In his autobiography Michael wrote that Tatum was his first love ‘after Diana’. Tatum has indicated, however, that her relationship
with Michael was strictly platonic.

It's telling of the fantasy Michael has created around his childhood and teen years that the women he claims to have had romances
with – including Diana Ross and Brooke Shields (‘We were romantically serious for a while,’ he wrote of Shields in his book) – have
all denied ever having been intimate with him. After Michael talked about Tatum on his 2003 Martin Bashir interview, saying
she came on to him, she issued a statement saying he had ‘a vivid imagination’. Says actress Sarah Jackson (no relation to
Michael), who was a friend of Tatum's at this time, ‘Tatum told me that Michael was a nice guy, but so shy. “How can any girl
have a relationship with him? When we're together, he hardly says two words. I know he's a virgin. Someone needs to have a
talk with him about it. I wonder if he's afraid to have sex. He doesn't seem very interested.”’

‘Why do people think I'm gay?’

Michael Jackson's sexuality has been the subject of speculation since he was a teenager. Perhaps it was his high-pitched speaking
voice; or maybe it was his bashfulness, or the fact that he tended to avoid eye contact and seemed so uncomfortable in his
own skin that caused some to think that he was either concealing something about himself or had not yet come to terms with
it.

Michael has been dealing with the tabloid press for many years and feels he is misunderstood because of unfair and dishonest
media coverage of his life. However, it was when he was nineteen that he first became upset about a story that was not true.
Like a lot of untruths, it was silly: supposedly, he was going to have a sex-change operation and marry a handsome actor named
Clifton Davis, writer of ‘Never Can Say Goodbye’. The story spread quickly across the country; numerous music publications
rushed to the presses with it.

Michael once told me that he was in the music department of a store in the South when he first heard about the rumour. He
said, ‘This girl came up to me and said, “Please tell me it isn't true! Please tell me!” She was crying. I asked, “What? What
isn't true?” She said, “Tell me you're not going to become a girl.
Tell me.
”’

‘Where in the world did you read that?’ Michael asked. ‘
Jet
magazine,’ she responded. ‘It was in
Jet
that you were going to have a sex change.’

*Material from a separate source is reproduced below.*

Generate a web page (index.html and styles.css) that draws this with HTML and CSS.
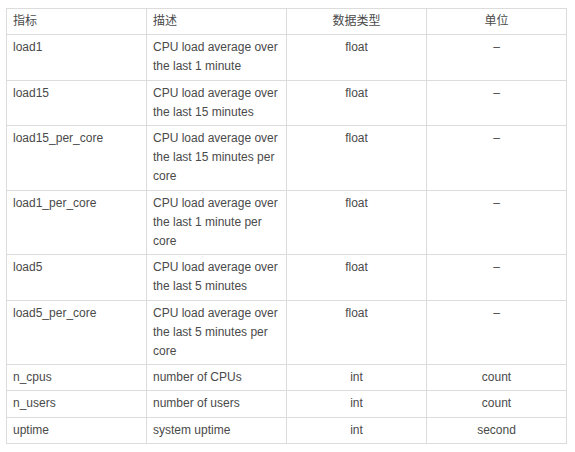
FILE: index.html
```html
<!DOCTYPE html>
<html lang="zh">
<head>
<meta charset="utf-8">
<link rel="stylesheet" href="styles.css">
</head>
<body>
<table class="metrics">
  <thead>
    <tr><th>指标</th><th>描述</th><th class="c">数据类型</th><th class="c">单位</th></tr>
  </thead>
  <tbody>
    <tr><td>load1</td><td>CPU load average over the last 1 minute</td><td class="c">float</td><td class="c">–</td></tr>
    <tr><td>load15</td><td>CPU load average over the last 15 minutes</td><td class="c">float</td><td class="c">–</td></tr>
    <tr><td>load15_per_core</td><td>CPU load average over the last 15 minutes per core</td><td class="c">float</td><td class="c">–</td></tr>
    <tr><td>load1_per_core</td><td>CPU load average over the last 1 minute per core</td><td class="c">float</td><td class="c">–</td></tr>
    <tr><td>load5</td><td>CPU load average over the last 5 minutes</td><td class="c">float</td><td class="c">–</td></tr>
    <tr><td>load5_per_core</td><td>CPU load average over the last 5 minutes per core</td><td class="c">float</td><td class="c">–</td></tr>
    <tr><td>n_cpus</td><td>number of CPUs</td><td class="c">int</td><td class="c">count</td></tr>
    <tr><td>n_users</td><td>number of users</td><td class="c">int</td><td class="c">count</td></tr>
    <tr><td>uptime</td><td>system uptime</td><td class="c">int</td><td class="c">second</td></tr>
  </tbody>
</table>
</body>
</html>
```
FILE: styles.css
```css
html, body {
  margin: 0;
  padding: 0;
  background: #fff;
}
body {
  padding: 8px 8px 0 6px;
  font-family: "Liberation Sans", "Noto Sans CJK SC", Arial, sans-serif;
  font-size: 12px;
  color: #4a4a4a;
}
.metrics {
  width: 561px;
  border-collapse: collapse;
  table-layout: fixed;
}
.metrics th,
.metrics td {
  border: 1px solid #dcdcdc;
  padding: 3px 6px 3px 6px;
  line-height: 19.2px;
  vertical-align: top;
  text-align: left;
  font-weight: normal;
}
.metrics .c {
  text-align: center;
}
```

‘I felt I didn't know who I was at that moment,’ Michael recalled. ‘I told her to tell all her friends that it was just a
stupid rumour.’

‘Stupid’ as it was, it seemed to Michael that everywhere he went, he heard the story. At the time, nothing could be worse
for him than the notion that there were people who thought he might be homosexual. Michael was raised in a family where homosexuality
was sinful.

After the rumour had been circulating for months, Michael was at Caesars Palace to see Diana Ross perform when he ran into
Clifton Davis. Clifton was backstage with performer, Leslie Uggams. ‘I was with Diana, holding her hand,’ Michael remembered.
‘Clifton was standing next to me, and he was holding Leslie's hand. As I was standing there posing for the photographers,
I thought to myself, Oh no, this is a perfect setup for some magazine to doctor up a picture so that it looks like Clifton
and I are holding hands. That's how paranoid I was getting about that story,’ Michael confessed.

After the photographers departed, Clifton went over to Michael and joked, ‘Hey, look at you. You're not a girl after all,
are you?’ Michael didn't think Clifton's question was very funny. He would never get used to the stories that he leads a secret
gay life, and is still upset when confronted with questions about his sexuality.